**Exercise aim**
Will you output the entries below exactly, skipping every image they contain?

[Interface markup and scripts]
= = = = = = =

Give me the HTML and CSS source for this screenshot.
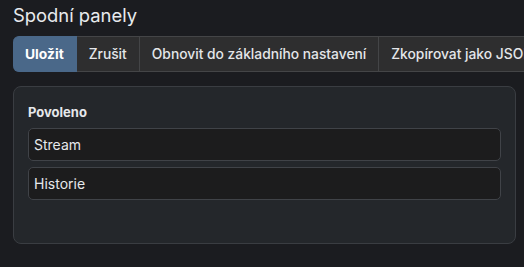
FILE: index.html
```html
<!DOCTYPE html>
<html lang="cs">
<head>
    <meta charset="UTF-8">
    <title>Spodní panely</title>
    <link rel="stylesheet" href="styles.css">
</head>
<body>
    <div class="page">
        <h1>Spodní panely</h1>

        <div class="btn-group">
            <button class="btn primary">Uložit</button>
            <button class="btn">Zrušit</button>
            <button class="btn">Obnovit do základního nastavení</button>
            <button class="btn">Zkopírovat jako JSON</button>
        </div>

        <div class="card">
            <div class="card-label">Povoleno</div>
            <div class="list">
                <div class="list-item">Stream</div>
                <div class="list-item">Historie</div>
            </div>
        </div>
    </div>
</body>
</html>
```

FILE: styles.css
```css
html, body {
    margin: 0;
    background: #1b1c20;
    overflow: hidden;
}
body {
    font-family: Inter, "Noto Sans", sans-serif;
    color: #e6e8eb;
}
.page {
    padding: 3px 8px 0 13px;
}
h1 {
    font-size: 18.4px;
    font-weight: 400;
    margin: 0 0 9px 0;
    line-height: 24px;
    color: #e8eaed;
}
.btn-group {
    display: flex;
    white-space: nowrap;
    width: 600px;
}
.btn {
    font-family: inherit;
    font-size: 13.8px;
    font-weight: 500;
    color: #e4e6e9;
    background: #2e2e2f;
    border: 1px solid #444547;
    border-left: none;
    height: 36px;
    padding: 0 12px;
    margin: 0;
    cursor: pointer;
}
.btn.primary {
    background: #4a6889;
    border-color: #4a6889;
    border-radius: 6px 0 0 6px;
    font-weight: 700;
    color: #fff;
}
.card {
    margin-top: 14px;
    width: 473px;
    height: 126px;
    padding: 16px 14px 14px 14px;
    background: #24272b;
    border: 1px solid #3a3d42;
    border-radius: 8px;
}
.card-label {
    font-size: 13px;
    font-weight: 700;
    line-height: 18px;
    margin-bottom: 7px;
}
.list {
    display: flex;
    flex-direction: column;
    gap: 6px;
}
.list-item {
    height: 31px;
    line-height: 31px;
    padding: 0 5px;
    font-size: 14px;
    background: #1c1c1d;
    border: 1px solid #404348;
    border-radius: 5px;
}
```
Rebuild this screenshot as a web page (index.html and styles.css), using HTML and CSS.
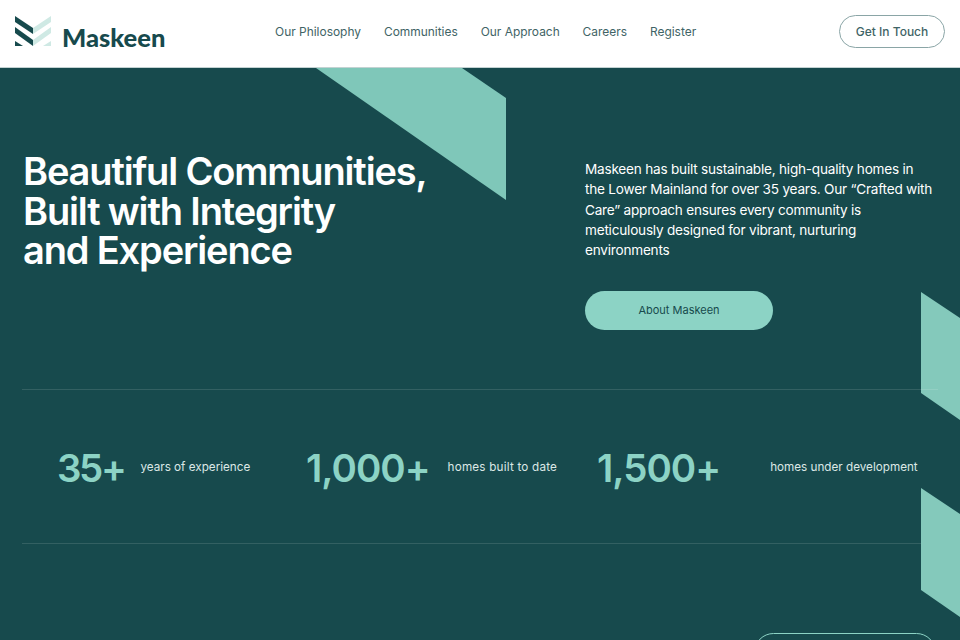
FILE: index.html
```html
<!DOCTYPE html>
<html lang="en">
<head>
<meta charset="utf-8">
<title>Maskeen</title>
<link rel="stylesheet" href="styles.css">
</head>
<body>
<header class="site-header">
  <a class="brand" href="#">
    <svg class="brand-mark" viewBox="0 0 36 31" width="36" height="31" aria-hidden="true">
      <g fill="#cfe9e4">
        <polygon points="36,1 36,7 18,19 18,13"/>
        <polygon points="36,12 36,18 18,31 18,25"/>
        <polygon points="36,26 36,31 28,31"/>
      </g>
      <g fill="#174a4d">
        <polygon points="0,1 18,13 18,19 0,7"/>
        <polygon points="0,12 18,25 18,31 0,18"/>
        <polygon points="0,26 8,31 0,31"/>
      </g>
    </svg>
    <span class="brand-name">Maskeen</span>
  </a>
  <nav class="main-nav">
    <a href="#">Our Philosophy</a>
    <a href="#">Communities</a>
    <a href="#">Our Approach</a>
    <a href="#">Careers</a>
    <a href="#">Register</a>
  </nav>
  <a class="touch-btn" href="#">Get In Touch</a>
</header>
<main class="hero">
  <svg class="deco deco-top" viewBox="0 0 190 132" width="190" height="132" aria-hidden="true"><polygon points="0,0 146,0 190,30 190,132"/></svg>
  <svg class="deco deco-right-a" viewBox="0 0 39 128" width="39" height="128" aria-hidden="true"><polygon points="0,0 39,26 39,128 0,101"/></svg>
  <section class="intro">
    <h1>Beautiful Communities,<br>Built with Integrity<br>and Experience</h1>
    <div class="intro-side">
      <p>Maskeen has built sustainable, high-quality homes in the Lower Mainland for over 35 years. Our “Crafted with Care” approach ensures every community is meticulously designed for vibrant, nurturing environments</p>
      <a class="about-btn" href="#">About Maskeen</a>
    </div>
  </section>
  <section class="stats">
    <div class="stat stat-a"><strong>35+</strong><span>years of experience</span></div>
    <div class="stat stat-b"><strong>1,000+</strong><span>homes built to date</span></div>
    <div class="stat stat-c"><strong>1,500+</strong><span>homes under development</span></div>
  </section>
  <svg class="deco deco-right-b" viewBox="0 0 39 129" width="39" height="129" aria-hidden="true"><polygon points="0,0 39,26 39,129 0,102"/></svg>
  <div class="more-row"><a class="more-btn" href="#"></a></div>
</main>
</body>
</html>
```
FILE: styles.css
```css
* { box-sizing: border-box; }
html, body { margin: 0; height: 640px; overflow: hidden; }
body { font-family: "Inter", "Liberation Sans", sans-serif; background: #174a4d; }
a { text-decoration: none; color: inherit; }

.site-header {
  height: 68px;
  background: #fff;
  border-bottom: 1px solid #c3d2d2;
  display: flex;
  align-items: center;
  padding: 0 15px;
  color: #174a4d;
}
.brand { display: flex; align-items: center; gap: 11px; width: 260px; flex: none; }
.brand-mark { flex: none; margin-top: -6px; }
.brand-name {
  font-family: "Lato", sans-serif;
  font-weight: 900;
  font-size: 25.5px;
  line-height: 30px;
  margin-top: 6px;
  color: #174a4d;
}
.main-nav { display: flex; gap: 22.9px; font-size: 11.95px; line-height: 20px; color: #3f6466; margin-top: -4px; }
.touch-btn {
  margin-left: auto;
  width: 106px;
  height: 33px;
  border: 1px solid #8aa5a6;
  border-radius: 17px;
  display: flex;
  align-items: center;
  justify-content: center;
  font-size: 12px;
  font-weight: 500;
  color: #3f6466;
  margin-top: -4px;
}

.hero { position: relative; height: 572px; background: #174a4d; overflow: hidden; color: #fff; }
.deco { position: absolute; fill: #7fc7b9; }
.deco-top { left: 316px; top: 0; }
.deco-right-a { right: 0; top: 224px; fill: #84c9bb; }
.deco-right-b { right: 0; top: 420px; fill: #84c9bb; }

.intro { position: relative; display: flex; height: 321px; padding: 0 23px; }
h1 {
  margin: 84px 0 0;
  width: 562px;
  flex: none;
  font-size: 38px;
  line-height: 39.5px;
  font-weight: 600;
  letter-spacing: -1.15px;
}
.intro-side { width: 350px; padding-top: 91px; }
.intro-side p { margin: 0; font-size: 13.6px; line-height: 20.3px; letter-spacing: -0.22px; color: #fff; }
.about-btn {
  display: flex;
  align-items: center;
  justify-content: center;
  width: 188px;
  height: 39px;
  margin-top: 31px;
  border-radius: 20px;
  background: #8cd3c5;
  color: #174a4d;
  font-size: 11px;
  font-weight: 400;
  padding-bottom: 2px;
}

.stats {
  position: relative;
  margin: 0 22px;
  height: 155px;
  border-top: 1px solid rgba(255, 255, 255, 0.12);
  border-bottom: 1px solid rgba(255, 255, 255, 0.12);
  display: flex;
  align-items: center;
  padding-top: 3px;
}
.stat { display: flex; align-items: center; }
.stat strong { font-size: 38.5px; line-height: 50px; font-weight: 600; color: #8cd3c5; letter-spacing: -1px; }
.stat span { font-size: 11.7px; line-height: 18px; color: #dce8e6; margin-top: -3px; }
.stat-a { margin-left: 35px; gap: 16px; width: 249px; }
.stat-a strong { letter-spacing: -2.4px; }
.stat-b { gap: 18px; width: 291px; }
.stat-b span { letter-spacing: 0.2px; }
.stat-c { gap: 50px; }

.more-row { position: relative; display: flex; justify-content: flex-end; padding: 89px 24px 0 0; }
.more-btn {
  display: block;
  width: 182px;
  height: 39px;
  border: 1px solid #8cd3c5;
  border-radius: 20px;
}
```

= = = = = = =

**Task output**
Give me the HTML and CSS source for this screenshot.
FILE: index.html
```html
<!DOCTYPE html>
<html lang="cs">
<head>
    <meta charset="UTF-8">
    <title>Spodní panely</title>
    <link rel="stylesheet" href="styles.css">
</head>
<body>
    <div class="page">
        <h1>Spodní panely</h1>

        <div class="btn-group">
            <button class="btn primary">Uložit</button>
            <button class="btn">Zrušit</button>
            <button class="btn">Obnovit do základního nastavení</button>
            <button class="btn">Zkopírovat jako JSON</button>
        </div>

        <div class="card">
            <div class="card-label">Povoleno</div>
            <div class="list">
                <div class="list-item">Stream</div>
                <div class="list-item">Historie</div>
            </div>
        </div>
    </div>
</body>
</html>
```

FILE: styles.css
```css
html, body {
    margin: 0;
    background: #1b1c20;
    overflow: hidden;
}
body {
    font-family: Inter, "Noto Sans", sans-serif;
    color: #e6e8eb;
}
.page {
    padding: 3px 8px 0 13px;
}
h1 {
    font-size: 18.4px;
    font-weight: 400;
    margin: 0 0 9px 0;
    line-height: 24px;
    color: #e8eaed;
}
.btn-group {
    display: flex;
    white-space: nowrap;
    width: 600px;
}
.btn {
    font-family: inherit;
    font-size: 13.8px;
    font-weight: 500;
    color: #e4e6e9;
    background: #2e2e2f;
    border: 1px solid #444547;
    border-left: none;
    height: 36px;
    padding: 0 12px;
    margin: 0;
    cursor: pointer;
}
.btn.primary {
    background: #4a6889;
    border-color: #4a6889;
    border-radius: 6px 0 0 6px;
    font-weight: 700;
    color: #fff;
}
.card {
    margin-top: 14px;
    width: 473px;
    height: 126px;
    padding: 16px 14px 14px 14px;
    background: #24272b;
    border: 1px solid #3a3d42;
    border-radius: 8px;
}
.card-label {
    font-size: 13px;
    font-weight: 700;
    line-height: 18px;
    margin-bottom: 7px;
}
.list {
    display: flex;
    flex-direction: column;
    gap: 6px;
}
.list-item {
    height: 31px;
    line-height: 31px;
    padding: 0 5px;
    font-size: 14px;
    background: #1c1c1d;
    border: 1px solid #404348;
    border-radius: 5px;
}
```
Rebuild this screenshot as a web page (index.html and styles.css), using HTML and CSS.
FILE: index.html
```html
<!DOCTYPE html>
<html lang="en">
<head>
<meta charset="utf-8">
<title>Maskeen</title>
<link rel="stylesheet" href="styles.css">
</head>
<body>
<header class="site-header">
  <a class="brand" href="#">
    <svg class="brand-mark" viewBox="0 0 36 31" width="36" height="31" aria-hidden="true">
      <g fill="#cfe9e4">
        <polygon points="36,1 36,7 18,19 18,13"/>
        <polygon points="36,12 36,18 18,31 18,25"/>
        <polygon points="36,26 36,31 28,31"/>
      </g>
      <g fill="#174a4d">
        <polygon points="0,1 18,13 18,19 0,7"/>
        <polygon points="0,12 18,25 18,31 0,18"/>
        <polygon points="0,26 8,31 0,31"/>
      </g>
    </svg>
    <span class="brand-name">Maskeen</span>
  </a>
  <nav class="main-nav">
    <a href="#">Our Philosophy</a>
    <a href="#">Communities</a>
    <a href="#">Our Approach</a>
    <a href="#">Careers</a>
    <a href="#">Register</a>
  </nav>
  <a class="touch-btn" href="#">Get In Touch</a>
</header>
<main class="hero">
  <svg class="deco deco-top" viewBox="0 0 190 132" width="190" height="132" aria-hidden="true"><polygon points="0,0 146,0 190,30 190,132"/></svg>
  <svg class="deco deco-right-a" viewBox="0 0 39 128" width="39" height="128" aria-hidden="true"><polygon points="0,0 39,26 39,128 0,101"/></svg>
  <section class="intro">
    <h1>Beautiful Communities,<br>Built with Integrity<br>and Experience</h1>
    <div class="intro-side">
      <p>Maskeen has built sustainable, high-quality homes in the Lower Mainland for over 35 years. Our “Crafted with Care” approach ensures every community is meticulously designed for vibrant, nurturing environments</p>
      <a class="about-btn" href="#">About Maskeen</a>
    </div>
  </section>
  <section class="stats">
    <div class="stat stat-a"><strong>35+</strong><span>years of experience</span></div>
    <div class="stat stat-b"><strong>1,000+</strong><span>homes built to date</span></div>
    <div class="stat stat-c"><strong>1,500+</strong><span>homes under development</span></div>
  </section>
  <svg class="deco deco-right-b" viewBox="0 0 39 129" width="39" height="129" aria-hidden="true"><polygon points="0,0 39,26 39,129 0,102"/></svg>
  <div class="more-row"><a class="more-btn" href="#"></a></div>
</main>
</body>
</html>
```
FILE: styles.css
```css
* { box-sizing: border-box; }
html, body { margin: 0; height: 640px; overflow: hidden; }
body { font-family: "Inter", "Liberation Sans", sans-serif; background: #174a4d; }
a { text-decoration: none; color: inherit; }

.site-header {
  height: 68px;
  background: #fff;
  border-bottom: 1px solid #c3d2d2;
  display: flex;
  align-items: center;
  padding: 0 15px;
  color: #174a4d;
}
.brand { display: flex; align-items: center; gap: 11px; width: 260px; flex: none; }
.brand-mark { flex: none; margin-top: -6px; }
.brand-name {
  font-family: "Lato", sans-serif;
  font-weight: 900;
  font-size: 25.5px;
  line-height: 30px;
  margin-top: 6px;
  color: #174a4d;
}
.main-nav { display: flex; gap: 22.9px; font-size: 11.95px; line-height: 20px; color: #3f6466; margin-top: -4px; }
.touch-btn {
  margin-left: auto;
  width: 106px;
  height: 33px;
  border: 1px solid #8aa5a6;
  border-radius: 17px;
  display: flex;
  align-items: center;
  justify-content: center;
  font-size: 12px;
  font-weight: 500;
  color: #3f6466;
  margin-top: -4px;
}

.hero { position: relative; height: 572px; background: #174a4d; overflow: hidden; color: #fff; }
.deco { position: absolute; fill: #7fc7b9; }
.deco-top { left: 316px; top: 0; }
.deco-right-a { right: 0; top: 224px; fill: #84c9bb; }
.deco-right-b { right: 0; top: 420px; fill: #84c9bb; }

.intro { position: relative; display: flex; height: 321px; padding: 0 23px; }
h1 {
  margin: 84px 0 0;
  width: 562px;
  flex: none;
  font-size: 38px;
  line-height: 39.5px;
  font-weight: 600;
  letter-spacing: -1.15px;
}
.intro-side { width: 350px; padding-top: 91px; }
.intro-side p { margin: 0; font-size: 13.6px; line-height: 20.3px; letter-spacing: -0.22px; color: #fff; }
.about-btn {
  display: flex;
  align-items: center;
  justify-content: center;
  width: 188px;
  height: 39px;
  margin-top: 31px;
  border-radius: 20px;
  background: #8cd3c5;
  color: #174a4d;
  font-size: 11px;
  font-weight: 400;
  padding-bottom: 2px;
}

.stats {
  position: relative;
  margin: 0 22px;
  height: 155px;
  border-top: 1px solid rgba(255, 255, 255, 0.12);
  border-bottom: 1px solid rgba(255, 255, 255, 0.12);
  display: flex;
  align-items: center;
  padding-top: 3px;
}
.stat { display: flex; align-items: center; }
.stat strong { font-size: 38.5px; line-height: 50px; font-weight: 600; color: #8cd3c5; letter-spacing: -1px; }
.stat span { font-size: 11.7px; line-height: 18px; color: #dce8e6; margin-top: -3px; }
.stat-a { margin-left: 35px; gap: 16px; width: 249px; }
.stat-a strong { letter-spacing: -2.4px; }
.stat-b { gap: 18px; width: 291px; }
.stat-b span { letter-spacing: 0.2px; }
.stat-c { gap: 50px; }

.more-row { position: relative; display: flex; justify-content: flex-end; padding: 89px 24px 0 0; }
.more-btn {
  display: block;
  width: 182px;
  height: 39px;
  border: 1px solid #8cd3c5;
  border-radius: 20px;
}
```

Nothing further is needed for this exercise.